Many companies -- particularly startups -- do not do thorough patent research because of the time and resources such activity consumes, the report states. Another part of the problem is the quality of many patents, which are abstract in nature and may be "overly broad, unclear, or vague" -- and thus subject to broad interpretation. As GAO put it:
“Language describing emerging technologies, such as software, may be inherently imprecise because these technologies are constantly evolving... claims in software patents sometimes define the scope of the invention by encompassing an entire function — like sending an e-mail — rather than the specific means of performing that function.... some patents, particularly software-related patents, should never have been issued because they were obvious, not novel, or lacked definiteness."
The GAO urges more refinement of the patent laws and processes, calling for sharper definitions of technology innovations being submitted. The report also observes that there are programs to provide more familiarity with the patent process to judges. The Patent and Trademark Office also has been "working with the software industry to develop more uniform terminology for software-related patents."
Timothy B. Lee, writing in The Washington Post, looked at the GAO findings, and calls for something even more drastic than what GAO proposes: abolishing software patents altogether -- as the government of New Zealand has recently done. In some cases, the U.S. Supreme Court has opted to leave software off the table when it comes to patent law, he writes.
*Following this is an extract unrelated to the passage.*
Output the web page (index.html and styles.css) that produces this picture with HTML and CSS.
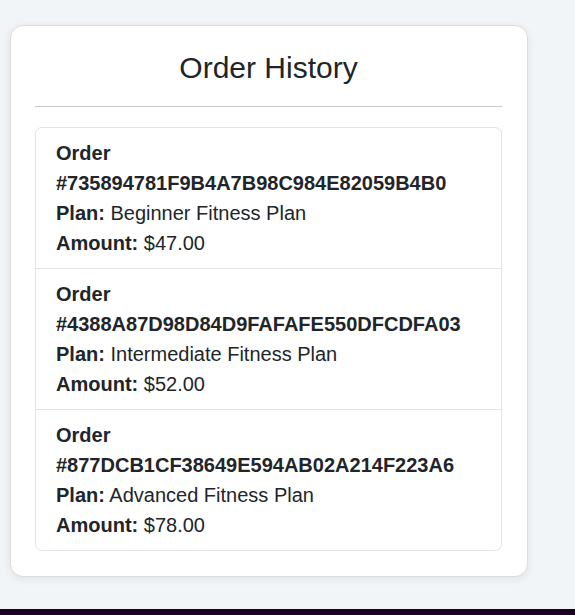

Still, there are voices that say the patent system is essential to keeping innovation on track, in software and everywhere else. In a post here at SmartPlanet, Manny Schecter, IBM chief patent counsel for IBM, points out that "patents provide inventors with the security to speak and publish freely about their inventions. Restricting or eliminating software patents will lead to less sharing of new ideas as people and companies reduce disclosure via the patent system and related publications. This will lead to less innovation, not more." He adds that "patents should be awarded for all ideas that are truly novel, not because they take one form of implementation over another."